To stave off bankruptcy, the territory secured a one-billion-euro, state-guaranteed loan from the French Development Agency (AFD). Yet, most of that emergency funding has already been spent, with only €200 million left to cover 2026 and 2027. The loan has pushed New Caledonia’s debt-to-GDP ratio to a staggering 360 percent, with repayments set to begin in 2026 at an interest rate of 4.54 percent. This has sparked outrage among local politicians, who argue that the terms are unsustainable and are calling for “national solidarity” and the conversion of part of the loan into direct grants. However, the upcoming Overseas Territories budget, to be debated as part of France’s 2026 finance bill, includes no such provision.
The social fallout is equally dire. Since last year’s violence, around 11,000 jobs have been lost in the territory, which has a population of about 260,000. In the hard-hit suburb of Dumbéa-sur-mer, mayor Yohann Lecourieux lamented, “We have 800 fewer pupils eating in our school canteens because families simply can’t afford it anymore.” Promised social aid has fallen short, and the hardship is spreading. In the rural commune of Bourail, mayor Patrick Robelin noted that the harvest season and seasonal jobs have helped families get by for now, but he remains deeply concerned about the future, urging “far-reaching reforms” and “a collective wake-up call” to avert a deeper crisis.

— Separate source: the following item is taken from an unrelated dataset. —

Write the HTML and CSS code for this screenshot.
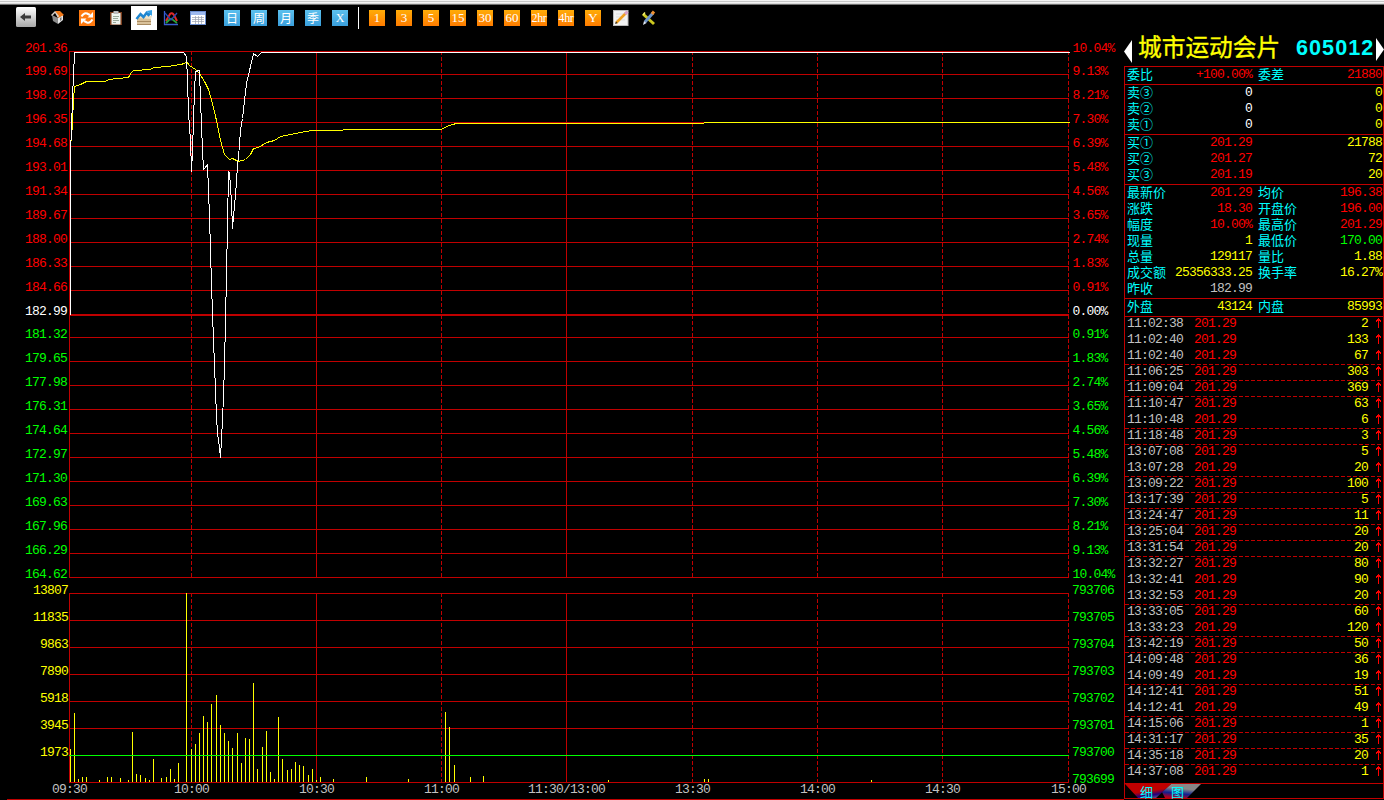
FILE: index.html
```html
<!DOCTYPE html>
<html lang="zh-CN">
<head>
<meta charset="utf-8">
<title>城市运动会片 605012</title>
<link rel="stylesheet" href="styles.css">
</head>
<body>
<div class="window-edge"></div>
<header class="toolbar">
  <svg class="ic-back" width="20" height="20" viewBox="0 0 20 20"><defs><linearGradient id="gb" x1="0" y1="0" x2="0" y2="1"><stop offset="0" stop-color="#fff"/><stop offset="1" stop-color="#a8a8a8"/></linearGradient></defs><rect width="20" height="20" rx="1.5" fill="url(#gb)"/><path d="M4 10l5-4v2.500h6v3H9V14z" fill="#3a3a3a"/></svg>
  <svg class="ic-home" width="16" height="16" viewBox="0 0 16 16"><path d="M2 6l6 3v6l-5-3z" fill="#8a8a8a"/><path d="M8 9l5-4v6l-5 4z" fill="#e8e8e8"/><path d="M5 2l5 0 4 4-6 3z" fill="#f07818"/><path d="M5 2L1 6l1 1 3-3 3 5 1-2z" fill="#d8d0c8"/><path d="M10 9l1.500-1v3L10 12z" fill="#777"/></svg>
  <svg class="ic-refresh" width="16" height="16" viewBox="0 0 16 16"><rect width="16" height="16" fill="#ff7a10"/><path d="M2.500 6.500Q5 2.500 8 3.500l3 1.500M13.500 9.500Q11 13.500 8 12.500L5 11" fill="none" stroke="#fff" stroke-width="2"/><path d="M14 2v5.500H8.500zM2 14V8.500h5.500z" fill="#fff"/></svg>
  <svg class="ic-clip" width="16" height="16" viewBox="0 0 16 16"><rect x="2" y="2" width="12" height="13" fill="#7a3d1c"/><rect x="3.500" y="3" width="9" height="11.500" fill="#eef4ee"/><rect x="5.500" y="1" width="5" height="3" fill="#bbb"/><path d="M5 6.500h6M5 8.500h5M5 10.500h6M5 12.500h3" stroke="#9aaa9a"/></svg>
  <span class="active-tool"><svg width="18" height="18" viewBox="0 0 18 18"><path d="M2 9h14v7H2z" fill="#d9c19a"/><path d="M2 12.500h14M2 15.500h14" stroke="#a88a60"/><path d="M2 9l2-2h13l-1 3z" fill="#efe2c8"/><path d="M1.500 10l4-5 3 3 3-4 2 2 2-2" fill="none" stroke="#1f86d0" stroke-width="2.500"/><path d="M11.500 2L17 1v6z" fill="#35a2e8"/></svg></span>
  <svg class="ic-ind" width="16" height="16" viewBox="0 0 16 16"><path d="M1.500 1v13.500h13.500" fill="none" stroke="#3a5fd0" stroke-width="1.300"/><path d="M3 11l4-7q2-2 4 1l3 6" fill="none" stroke="#e02828" stroke-width="2"/><path d="M3 13l4-4q2-1 3 1l4 3" fill="none" stroke="#28a038" stroke-width="1.800"/><path d="M2 3l6 7 6-7" fill="none" stroke="#2848b8" stroke-width="1.200"/></svg>
  <svg class="ic-table" width="16" height="16" viewBox="0 0 16 16"><rect x=".5" y="1.500" width="15" height="13" fill="#fff" stroke="#6c8fd0"/><rect x="1" y="2" width="14" height="3" fill="#9db9ee"/><path d="M2 7.500h12M2 9.500h12M2 11.500h12M5.500 6v8M8.500 6v8M11.500 6v8" stroke="#9aa0b0" stroke-width=".7"/></svg>
  <div class="periods cycle"><b>日</b><b>周</b><b>月</b><b>季</b><b class="latin">X</b></div>
  <i class="divider"></i>
  <div class="periods minutes"><b>1</b><b>3</b><b>5</b><b>15</b><b>30</b><b>60</b><b class="wide">2hr</b><b class="wide">4hr</b><b>Y</b></div>
  <svg class="ic-note" width="16" height="16" viewBox="0 0 16 16"><rect x=".5" y=".5" width="14.500" height="15" fill="#f2f2f2" stroke="#bbb"/><path d="M3 4h8M3 7h6M3 10h9" stroke="#ddd"/><path d="M3 13L13 3" stroke="#efa020" stroke-width="2.500"/><path d="M12 4l2.500-2.500" stroke="#d8a0c8" stroke-width="3"/><path d="M2 14l1-2.500L4.500 13z" fill="#222"/></svg>
  <svg class="ic-tool" width="16" height="16" viewBox="0 0 16 16"><path d="M2 4l11 10" stroke="#ccc820" stroke-width="3"/><path d="M4 2.500L2 5" stroke="#f2ee70" stroke-width="1.500"/><path d="M4 12l8-9" stroke="#6e94c8" stroke-width="3"/><path d="M2 15l1-4 2.500 2z" fill="#dfe8f4"/><path d="M11 4l2-2.500" stroke="#f09030" stroke-width="3"/></svg>
</header>
<main class="workspace">
  <svg id="chart" class="chart" viewBox="0 31 1124 769" width="1124" height="769"></svg>
  <aside class="quote">
    <div class="stock">
      <svg width="8" height="23" viewBox="0 0 8 23"><path d="M8 0v23L0 11.500z" fill="#fff"/></svg>
      <span class="name">城市运动会片</span><span class="code">605012</span>
      <svg class="next" width="8" height="23" viewBox="0 0 8 23"><path d="M0 0v23l8-11.500z" fill="#fff"/></svg>
    </div>
    <div class="panel">
      <div id="stats"></div>
      <div id="ticks" class="ticks"></div>
      <div class="tabs">
        <svg width="80" height="14" viewBox="0 0 80 14">
          <defs>
            <linearGradient id="t1" x1="0" y1="0" x2=".6" y2="1.200"><stop offset=".5" stop-color="#c00000"/><stop offset=".72" stop-color="#200080"/><stop offset="1" stop-color="#888"/></linearGradient>
            <linearGradient id="t2" x1=".7" y1="0" x2=".4" y2="1"><stop offset=".35" stop-color="#888"/><stop offset=".7" stop-color="#102090"/><stop offset="1" stop-color="#b00020"/></linearGradient>
          </defs>
          <path d="M46 0h30L62 14H40l-3-6z" fill="url(#t2)"/><path d="M0 0h46L31 14H13z" fill="url(#t1)"/>
          <text x="15" y="12.500">细</text><text x="46" y="12.500">图</text>
        </svg>
      </div>
    </div>
  </aside>
</main>
<script src="app.js"></script>
</body>
</html>
```
FILE: styles.css
```css
* { box-sizing: border-box; }
body {
  margin: 0;
  width: 1384px;
  height: 800px;
  overflow: hidden;
  background: #000;
  display: flex;
  flex-direction: column;
  font-family: "Liberation Mono", "Noto Sans CJK SC", monospace;
}
.window-edge {
  height: 5px;
  background: linear-gradient(#f4f4f4 1px, #c8c8c8 1px 2px, #f4f4f4 2px 3px, #d8d8d8 3px 4px, #707070 4px);
}
.toolbar { height: 26px; display: flex; align-items: center; padding-left: 16px; }
.toolbar > svg { flex: none; }
.ic-back { margin-top: -2px; }
.ic-home { margin-left: 14px; margin-top: -3px; }
.ic-refresh, .ic-clip { margin-left: 13px; }
.active-tool {
  width: 26px;
  height: 24px;
  margin-left: 7px;
  background: #fff;
  display: flex;
  align-items: center;
  justify-content: center;
}
.ic-ind { margin-left: 6px; }
.ic-table { margin-left: 11px; }
.periods { display: flex; gap: 11px; }
.periods b {
  width: 16px;
  height: 16px;
  display: flex;
  align-items: center;
  justify-content: center;
  color: #fff;
  font-weight: 400;
  white-space: nowrap;
}
.cycle { margin-left: 18px; }
.cycle b { background: linear-gradient(#5cc0ee, #3a9fdc); font-size: 12px; line-height: 16px; font-family: "Noto Sans CJK SC", sans-serif; }
.cycle .latin { font-family: "Liberation Serif", serif; }
.divider { width: 1px; height: 22px; margin: 0 10px; background: #fff; }
.minutes b { background: linear-gradient(#ffac08, #ff7c00); font: 13px/16px "Liberation Serif", serif; }
.minutes .wide { font-size: 12px; letter-spacing: -0.4px; }
.ic-note, .ic-tool { margin-left: 12px; }

.workspace { display: flex; height: 769px; }
.chart { flex: none; display: block; }
.chart text { font-size: 13px; letter-spacing: -0.8px; white-space: pre; }
.grid { stroke: #c00000; fill: none; shape-rendering: crispEdges; }
.dash { stroke-dasharray: 4 2; }
.volume { stroke: #ff0; shape-rendering: crispEdges; }
.base { stroke: #0f0; shape-rendering: crispEdges; }
.price { stroke: #fff; fill: none; shape-rendering: crispEdges; }
.average { stroke: #ff0; fill: none; shape-rendering: crispEdges; }

.quote { width: 260px; display: flex; flex-direction: column; }
.stock { height: 35px; display: flex; align-items: center; position: relative; }
.stock svg { flex: none; margin-top: 5px; }
.name {
  width: 157px;
  margin-left: 6px;
  margin-top: -5px;
  color: #ff0;
  font: 23.7px/30px "Noto Sans CJK SC", sans-serif;
  -webkit-text-stroke: 0.35px #ff0;
}
.code { color: #0ff; font: bold 21.6px/32px "Liberation Sans", sans-serif; letter-spacing: 1.05px; margin-left: 1px; margin-top: -1px; }
.stock .next { position: absolute; right: 0; top: 2px; }
.panel {
  flex: 1;
  display: flex;
  flex-direction: column;
  border-left: 1px solid #c00000;
  border-right: 1px solid #c00000;
  margin-bottom: 1px;
  font-size: 13px;
}
.section { border-top: 1px solid #c00000; padding-bottom: 1px; }
.row { display: grid; grid-template-columns: 48px 79px 6px 50px 74px; height: 16px; line-height: 16px; }
.row span { white-space: nowrap; letter-spacing: -0.8px; }
.row .label { font: 13px/16px "Noto Sans CJK SC", sans-serif; color: #0ff; letter-spacing: 0; padding-left: 2px; margin-top: -1px; }
.row .num { display: flex; justify-content: flex-end; }
.row .second { grid-column: 4; padding-left: 0; }
.row .last { grid-column: 5; }
.ticks { border-top: 1px solid #c00000; height: 467px; }
.tick {
  display: grid;
  grid-template-columns: 67px 1fr 70px 15px;
  height: 16px;
  padding-top: 1px;
  line-height: 13px;
  letter-spacing: -0.8px;
  padding-left: 2px;
}
.tick:first-child { height: 15px; padding-top: 0; }
.tick.minute { background: repeating-linear-gradient(90deg, #c00000 0 4px, #000 4px 6px) 0 0 / 100% 1px no-repeat; }
.tick .amount { display: flex; justify-content: flex-end; }
.tick svg { margin: 1px 0 0 8px; }
.red { color: #f00; fill: #f00; }
.green { color: #0f0; fill: #0f0; }
.yellow { color: #ff0; fill: #ff0; }
.white { color: #fff; fill: #fff; }
.gray { color: #c0c0c0; fill: #c0c0c0; }
.tabs { height: 16px; border-top: 1px solid #c00000; border-bottom: 1px solid #c00000; }
.tabs svg { display: block; overflow: visible; }
.tabs text { font: 13px "Noto Sans CJK SC", sans-serif; fill: #0ff; }
```
FILE: app.js
```js
const parts = [];
const hline = (y, cls = "grid", w = 1) =>
  parts.push(`<path class="${cls}" stroke-width="${w}" d="M69 ${y + w / 2}H1069"/>`);
const label = (x, y, s, cls, anchor = "start") => {
  const start = anchor === "end" ? x - s.length * 7 : anchor === "middle" ? x - s.length * 3.5 : x;
  parts.push(`<text class="${cls}" x="${start}" y="${y}">${s}</text>`);
};

// Price grid and scales
const prices = ["201.36","199.69","198.02","196.35","194.68","193.01","191.34","189.67","188.00","186.33","184.66","182.99","181.32","179.65","177.98","176.31","174.64","172.97","171.30","169.63","167.96","166.29","164.62"];
const percents = ["10.04%","9.13%","8.21%","7.30%","6.39%","5.48%","4.56%","3.65%","2.74%","1.83%","0.91%","0.00%","0.91%","1.83%","2.74%","3.65%","4.56%","5.48%","6.39%","7.30%","8.21%","9.13%","10.04%"];
prices.forEach((p, i) => {
  const y = i === 0 ? 51 : i < 12 ? 50 + 24 * i : 49 + 24 * i;
  const cls = i < 11 ? "red" : i === 11 ? "white" : "green";
  hline(y, "grid", i === 11 ? 2 : 1);
  label(67, y + 1, p, cls, "end");
  label(1072.5, y + 1, percents[i], cls);
});

// Volume grid and scales
["13807","11835","9863","7890","5918","3945","1973",""].forEach((v, i) => {
  const y = 593 + 27 * i;
  if (i !== 6) hline(y);
  label(68, y + 1, v, "yellow", "end");
  label(1072, y + 1, String(793706 - i), "green");
});

// Time axis
[[69,"09:30"],[191,"10:00"],[316,"10:30"],[441,"11:00"],[566,"11:30/13:00"],[692,"13:30"],[817,"14:00"],[942,"14:30"],[1068,"15:00"]].forEach(([x, t]) => {
  const solid = x === 69 || x === 316 || x === 566;
  parts.push(`<path class="grid ${solid ? "" : "dash"}" d="M${x + .5} 51V578M${x + .5} 593V783"/>`);
  label(x + .5, 793, t, "gray", "middle");
});

const bars = "70:749 74:713 78:779 82:777 86:777 99:780 107:777 111:777 120:778 128:780 132:732 136:774 140:775 145:778 149:780 153:759 161:778 166:777 170:769 174:779 178:763 186:593 191:749 195:744 199:733 203:716 207:722 211:704 216:695 220:725 224:733 228:741 232:748 237:733 241:763 245:738 249:739 253:683 257:769 262:747 266:731 270:772 274:779 278:717 282:759 287:770 291:769 295:762 299:765 303:766 308:775 312:769 316:780 320:777 333:779 366:777 408:779 445:712 449:727 454:765 470:777 483:776 608:780 704:779 708:779 871:780";
parts.push(`<path class="volume" d="${bars.split(" ").map(b => { const [x, y] = b.split(":"); return `M${+x + .5} ${y}V782`; }).join("")}"/>`);
hline(755, "base");

const line = (cls, pts) => parts.push(`<polyline class="${cls}" transform="translate(.5 .5)" points="${pts}"/>`);
line("average", "70,231 70,140 71,140 72,120 73,100 74,86 80,84 86,81 105,81 108,79 117,78 128,77 131,72 133,70 150,69 153,67 168,66 180,64 184,63 186,61 189,65 195,69 199,73 204,81 208,89 212,103 216,120 220,140 224,154 229,159 232,158 238,161 245,159 250,154 253,148 258,147 266,142 274,140 280,136 290,134 300,132 312,130 320,130 365,129 441,129 446,126 452,124 456,123 703,123 704,122 1069,122");
line("price", "70,314 70,149 71,130 72,97 73,75 74,52 183,52 186,56 187,80 188,112 190,140 191,171 192,150 194,90 195,71 199,70 200,100 202,150 203,169 204,168 207,164 208,190 209,216 210,250 211,284 212,313 213,339 214,365 215,390 216,416 217,432 218,440 219,447 220,457 222,420 223,395 224,365 225,320 226,275 227,225 228,171 229,173 230,185 231,203 232,228 233,216 234,205 235,195 236,180 237,165 238,157 240,130 242,118 244,100 246,83 250,66 253,53 257,56 261,52 1069,52");
parts.push(`<path class="grid" d="M7 799.5H1124"/>`);
document.getElementById("chart").innerHTML = parts.join("");

// Quote table: label, value, colour, second label, value, colour
const sections = [
  [["委比","+100.00%","red","委差","21880","red"]],
  [["卖③","0","white","","0","yellow"],["卖②","0","white","","0","yellow"],["卖①","0","white","","0","yellow"]],
  [["买①","201.29","red","","21788","yellow"],["买②","201.27","red","","72","yellow"],["买③","201.19","red","","20","yellow"]],
  [["最新价","201.29","red","均价","196.38","red"],["涨跌","18.30","red","开盘价","196.00","red"],["幅度","10.00%","red","最高价","201.29","red"],["现量","1","yellow","最低价","170.00","green"],["总量","129117","yellow","量比","1.88","yellow"],["成交额","25356333.25","yellow","换手率","16.27%","yellow"],["昨收","182.99","gray","","",""]],
  [["外盘","43124","yellow","内盘","85993","yellow"]]
];
document.getElementById("stats").innerHTML = sections.map(s => `<div class="section">${s.map(r =>
  `<div class="row"><span class="label">${r[0]}</span><span class="num ${r[2]}">${r[1]}</span><span class="label second">${r[3]}</span><span class="num last ${r[5]}">${r[4]}</span></div>`).join("")}</div>`).join("");

const trades = "11:02:38 2,11:02:40 133,11:02:40 67,11:06:25 303,11:09:04 369,11:10:47 63,11:10:48 6,11:18:48 3,13:07:08 5,13:07:28 20,13:09:22 100,13:17:39 5,13:24:47 11,13:25:04 20,13:31:54 20,13:32:27 80,13:32:41 90,13:32:53 20,13:33:05 60,13:33:23 120,13:42:19 50,14:09:48 36,14:09:49 19,14:12:41 51,14:12:41 49,14:15:06 1,14:31:17 35,14:35:18 20,14:37:08 1".split(",").map(t => t.split(" "));
document.getElementById("ticks").innerHTML = trades.map(([t, n], i) => {
  const fresh = i > 0 && trades[i - 1][0].slice(0, 5) !== t.slice(0, 5);
  return `<div class="tick ${fresh ? "minute" : ""}"><span class="gray">${t}</span><span class="red">201.29</span><span class="amount yellow">${n}</span><svg width="6" height="11" viewBox="0 0 6 11"><path d="M2 0h1v1h1v1h1v2H4V3H3v7H2V3H1v1H0V2h1V1h1z" fill="#f00" shape-rendering="crispEdges"/></svg></div>`;
}).join("");
```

As France’s leaders confront these interlocking crises—diplomatic rifts with Algeria, political uncertainty at home, and a humanitarian and economic emergency in New Caledonia—the stakes could hardly be higher. Whether the overtures, promises, and policy debates of today will be enough to restore trust and stability remains an open question, and one that will shape the nation’s future for years to come.